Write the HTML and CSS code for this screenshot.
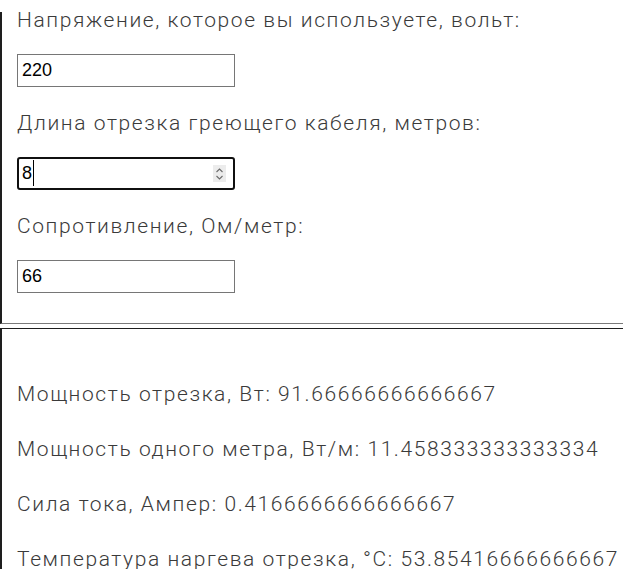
FILE: index.html
```html
<!DOCTYPE html>
<html lang="ru">
<head>
<meta charset="utf-8">
<title>Калькулятор греющего кабеля</title>
<link rel="stylesheet" href="styles.css">
</head>
<body>
<div class="topbar"></div>
<div class="calc">
  <div class="field">
    <label class="label" for="volt">Напряжение, которое вы используете, вольт:</label>
    <span class="input-wrap"><input class="num" id="volt" type="text" value="220"></span>
  </div>
  <div class="field">
    <label class="label" for="len">Длина отрезка греющего кабеля, метров:</label>
    <span class="input-wrap focused">
      <input class="num" id="len" type="text" value="8">
      <span class="caret"></span>
      <span class="spin">
        <svg width="9" height="14" viewBox="0 0 9 14"><path d="M1.5 5 L4.5 2 L7.5 5 M1.5 9 L4.5 12 L7.5 9" fill="none" stroke="#6b6b6b" stroke-width="1.1"/></svg>
      </span>
    </span>
  </div>
  <div class="field">
    <label class="label" for="res">Сопротивление, Ом/метр:</label>
    <span class="input-wrap"><input class="num" id="res" type="text" value="66"></span>
  </div>
</div>
<div class="results">
  <p class="res">Мощность отрезка, Вт: 91.66666666666667</p>
  <p class="res">Мощность одного метра, Вт/м: 11.458333333333334</p>
  <p class="res">Сила тока, Ампер: 0.4166666666666667</p>
  <p class="res">Температура наргева отрезка, °С: 53.85416666666667</p>
</div>
</body>
</html>
```

FILE: styles.css
```css
html, body {
  margin: 0;
  padding: 0;
  background: #ffffff;
  overflow: hidden;
}
body {
  font-family: Roboto, "Liberation Sans", sans-serif;
  font-weight: 300;
  color: #3a3a3a;
  width: 700px;
}
.topbar {
  position: fixed;
  top: 0;
  left: 0;
  width: 100%;
  height: 12px;
  background: #ffffff;
  z-index: 5;
}
.calc {
  border-left: 2px solid #1e1e1e;
  border-bottom: 1px solid #7a7a7a;
  padding: 8px 0 30px 15px;
  margin-bottom: 4px;
  display: flex;
  flex-direction: column;
  gap: 24px;
}
.field {
  display: flex;
  flex-direction: column;
  align-items: flex-start;
  gap: 21px;
}
.label {
  font-size: 21px;
  line-height: 25px;
  letter-spacing: 1.6px;
  white-space: nowrap;
}
.input-wrap {
  position: relative;
  display: block;
  width: 218px;
  height: 33px;
}
.num {
  box-sizing: border-box;
  width: 218px;
  height: 33px;
  margin: 0;
  border: 1px solid #767676;
  padding: 0 4px;
  font-family: "Liberation Sans", Arial, sans-serif;
  font-size: 18px;
  color: #000;
  background: #fff;
  outline: none;
}
.focused .num {
  border: 2px solid #101010;
  border-radius: 3px;
  padding: 0 3px;
}
.caret {
  position: absolute;
  left: 16px;
  top: 3px;
  width: 1px;
  height: 26px;
  background: #000;
}
.spin {
  position: absolute;
  left: 196px;
  top: 8px;
  width: 13px;
  height: 17px;
  background: #ececec;
  display: flex;
  align-items: center;
  justify-content: center;
}
.results {
  border-left: 2px solid #1e1e1e;
  border-top: 1px solid #1e1e1e;
  padding: 53px 0 0 15px;
  display: flex;
  flex-direction: column;
  gap: 30px;
}
.res {
  margin: 0;
  font-size: 21px;
  line-height: 25px;
  letter-spacing: 1.6px;
  white-space: nowrap;
}
```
· · · · ·
Exclude the images and reproduce the remaining data exactly.

Write the HTML and CSS code for this screenshot.
FILE: index.html
```html
<!DOCTYPE html>
<html lang="ru">
<head>
<meta charset="utf-8">
<title>Калькулятор греющего кабеля</title>
<link rel="stylesheet" href="styles.css">
</head>
<body>
<div class="topbar"></div>
<div class="calc">
  <div class="field">
    <label class="label" for="volt">Напряжение, которое вы используете, вольт:</label>
    <span class="input-wrap"><input class="num" id="volt" type="text" value="220"></span>
  </div>
  <div class="field">
    <label class="label" for="len">Длина отрезка греющего кабеля, метров:</label>
    <span class="input-wrap focused">
      <input class="num" id="len" type="text" value="8">
      <span class="caret"></span>
      <span class="spin">
        <svg width="9" height="14" viewBox="0 0 9 14"><path d="M1.5 5 L4.5 2 L7.5 5 M1.5 9 L4.5 12 L7.5 9" fill="none" stroke="#6b6b6b" stroke-width="1.1"/></svg>
      </span>
    </span>
  </div>
  <div class="field">
    <label class="label" for="res">Сопротивление, Ом/метр:</label>
    <span class="input-wrap"><input class="num" id="res" type="text" value="66"></span>
  </div>
</div>
<div class="results">
  <p class="res">Мощность отрезка, Вт: 91.66666666666667</p>
  <p class="res">Мощность одного метра, Вт/м: 11.458333333333334</p>
  <p class="res">Сила тока, Ампер: 0.4166666666666667</p>
  <p class="res">Температура наргева отрезка, °С: 53.85416666666667</p>
</div>
</body>
</html>
```

FILE: styles.css
```css
html, body {
  margin: 0;
  padding: 0;
  background: #ffffff;
  overflow: hidden;
}
body {
  font-family: Roboto, "Liberation Sans", sans-serif;
  font-weight: 300;
  color: #3a3a3a;
  width: 700px;
}
.topbar {
  position: fixed;
  top: 0;
  left: 0;
  width: 100%;
  height: 12px;
  background: #ffffff;
  z-index: 5;
}
.calc {
  border-left: 2px solid #1e1e1e;
  border-bottom: 1px solid #7a7a7a;
  padding: 8px 0 30px 15px;
  margin-bottom: 4px;
  display: flex;
  flex-direction: column;
  gap: 24px;
}
.field {
  display: flex;
  flex-direction: column;
  align-items: flex-start;
  gap: 21px;
}
.label {
  font-size: 21px;
  line-height: 25px;
  letter-spacing: 1.6px;
  white-space: nowrap;
}
.input-wrap {
  position: relative;
  display: block;
  width: 218px;
  height: 33px;
}
.num {
  box-sizing: border-box;
  width: 218px;
  height: 33px;
  margin: 0;
  border: 1px solid #767676;
  padding: 0 4px;
  font-family: "Liberation Sans", Arial, sans-serif;
  font-size: 18px;
  color: #000;
  background: #fff;
  outline: none;
}
.focused .num {
  border: 2px solid #101010;
  border-radius: 3px;
  padding: 0 3px;
}
.caret {
  position: absolute;
  left: 16px;
  top: 3px;
  width: 1px;
  height: 26px;
  background: #000;
}
.spin {
  position: absolute;
  left: 196px;
  top: 8px;
  width: 13px;
  height: 17px;
  background: #ececec;
  display: flex;
  align-items: center;
  justify-content: center;
}
.results {
  border-left: 2px solid #1e1e1e;
  border-top: 1px solid #1e1e1e;
  padding: 53px 0 0 15px;
  display: flex;
  flex-direction: column;
  gap: 30px;
}
.res {
  margin: 0;
  font-size: 21px;
  line-height: 25px;
  letter-spacing: 1.6px;
  white-space: nowrap;
}
```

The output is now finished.